Phase 3: Negotiation or Escalation (Weeks 8–24)

If the manufacturer responds with an offer, Phase 3 is negotiation. Negotiated settlements that include repurchase or replacement at full statutory remedy typically close in 4–12 additional weeks after the initial offer, depending on how many rounds of negotiation are needed and how quickly paperwork processes.

If the manufacturer's offer is inadequate or they don't respond, Phase 3 is escalation: filing for state arbitration or engaging an attorney. State arbitration filing typically takes 1–2 weeks. The arbitration hearing is usually scheduled 30–60 days after filing. Written decisions arrive 2–4 weeks after the hearing.

Total timeline for a negotiated settlement: 8–16 weeks. Total timeline through state arbitration: 16–24 weeks.

Phase 4: Arbitration or Litigation (Months 6–18, If Needed)

If state arbitration produces an unsatisfactory result, or if the manufacturer disputes the arbitration award, civil litigation is the final path. Lemon law litigation is slower: discovery, scheduling, and the court calendar typically push timelines to 12–18 months.

The decision to litigate is one to make with an attorney. The economics favor litigation only when the settlement gap between what the manufacturer is offering and what you're owed is significant — typically when the vehicle's original purchase price was $25,000 or more.
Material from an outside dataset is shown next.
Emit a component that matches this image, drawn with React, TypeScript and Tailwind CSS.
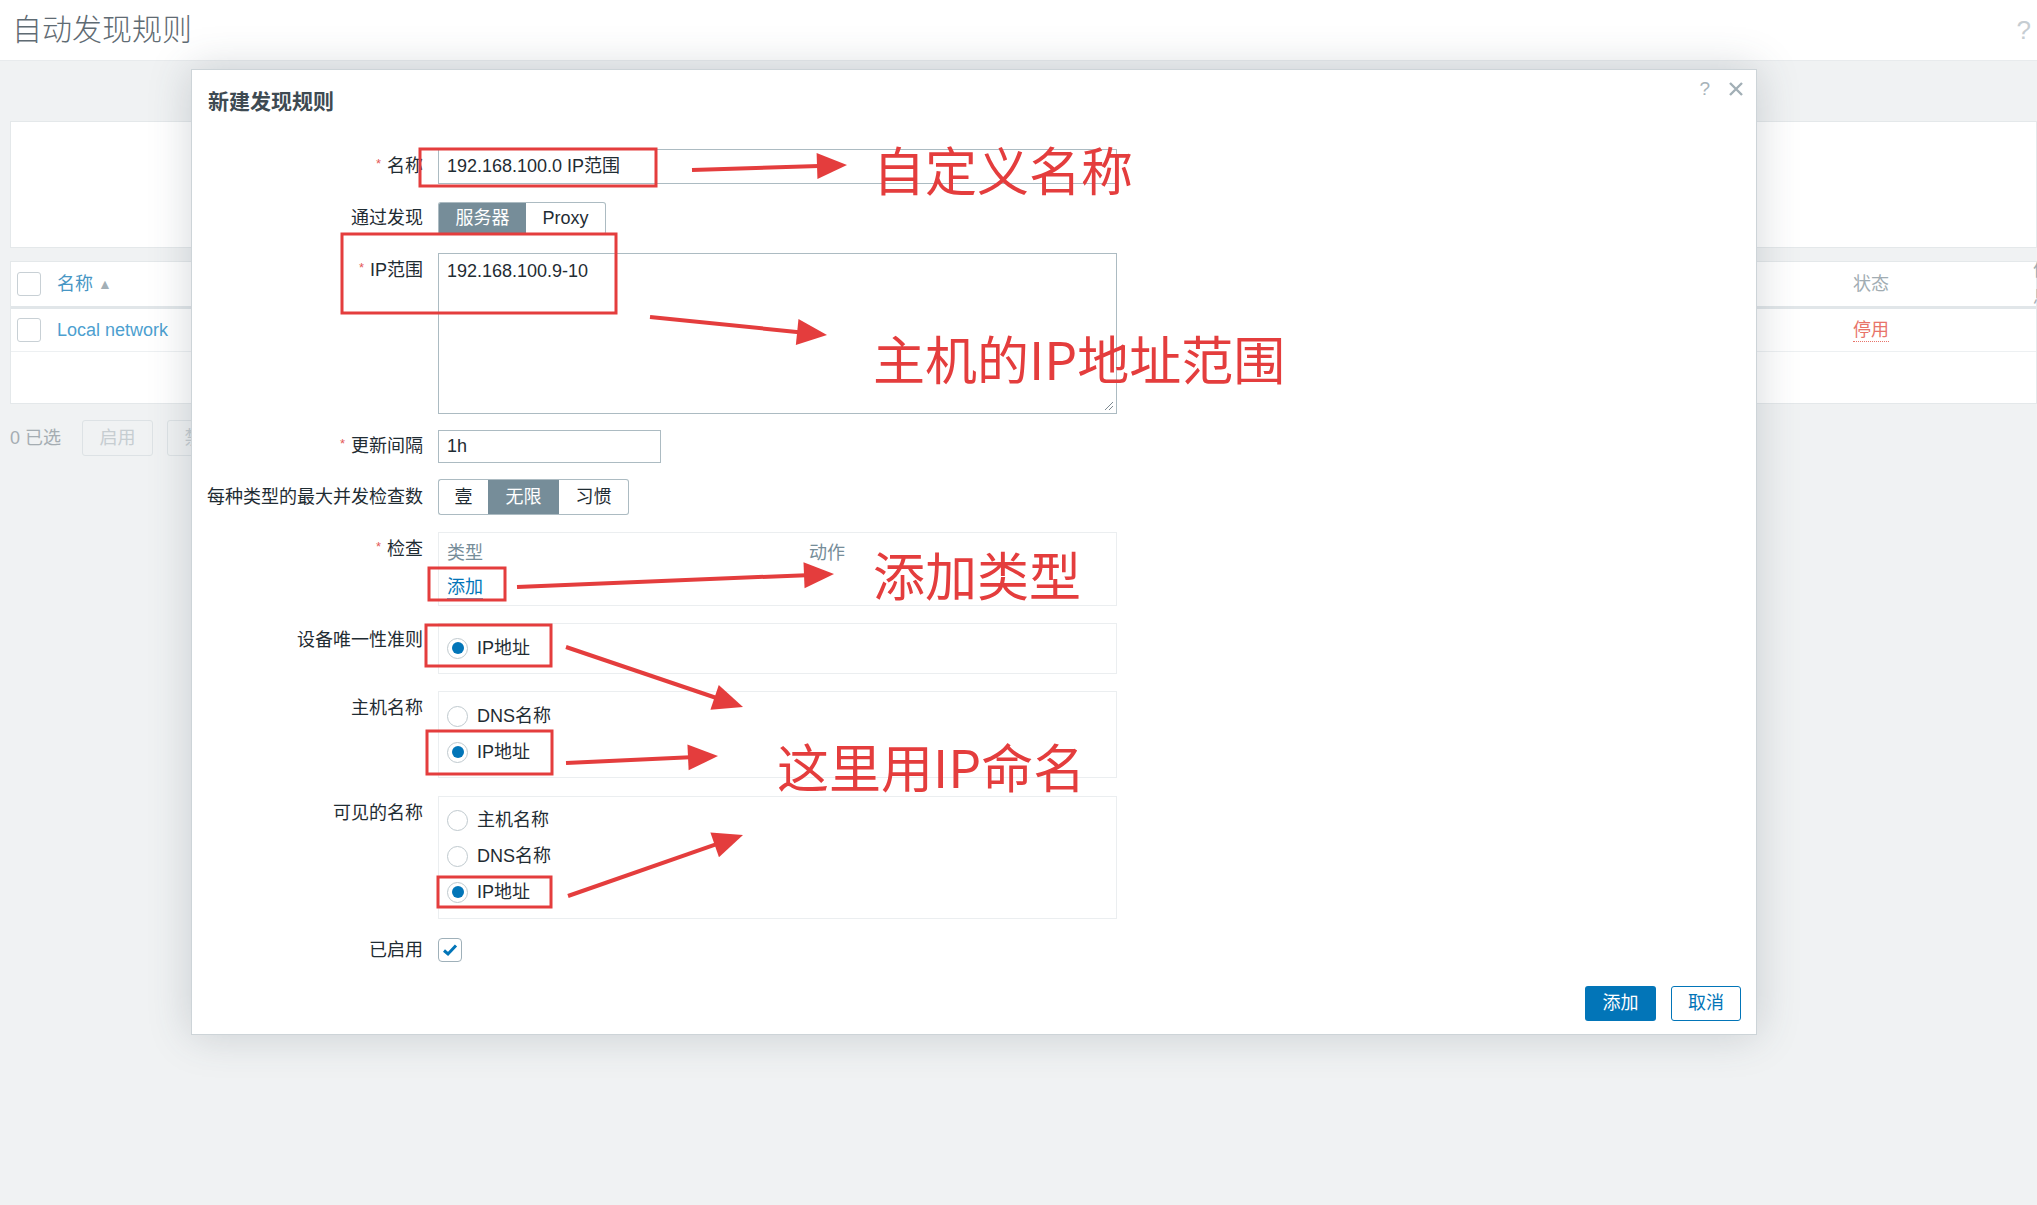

The silver lining: manufacturers know litigation is expensive. Many will settle during the pre-trial phase rather than risk an adverse judgment that also triggers attorney fee-shifting.

What Slows Claims Down

The single biggest delay driver is incomplete documentation. Missing repair orders, vague defect descriptions on the repair orders, or gaps in the timeline give manufacturers grounds to request additional documentation and reset the negotiation.

Intermittent defects are inherently slower. If the manufacturer can't replicate the defect during a dealer visit, they write "could not duplicate concern" on the repair order — which, from their perspective, doesn't count as a repair attempt. Building a case around intermittent defects requires a longer documented history.

Manufacturer tactics that delay: requesting documentation already provided, scheduling final repair attempts with short notice, routing communications through the dealership instead of customer relations. Each of these is recognizable and can be countered, but each adds time.

Key Takeaways
  • ·Fast path (cooperative manufacturer): 6–12 weeks from demand letter to settlement.
  • ·Standard path (negotiated via arbitration): 3–6 months.
  • ·Contested path (litigation): 6–18 months.
  • ·The biggest delays are incomplete repair order documentation and intermittent defects that manufacturers dispute.
  • ·Track the OEM response deadline from the certified mail delivery date — missing it allows manufacturers to claim the window was reset.

This guide provides general information about lemon law processes and is not legal advice. It does not create an attorney-client relationship. Consult a licensed attorney for advice specific to your situation.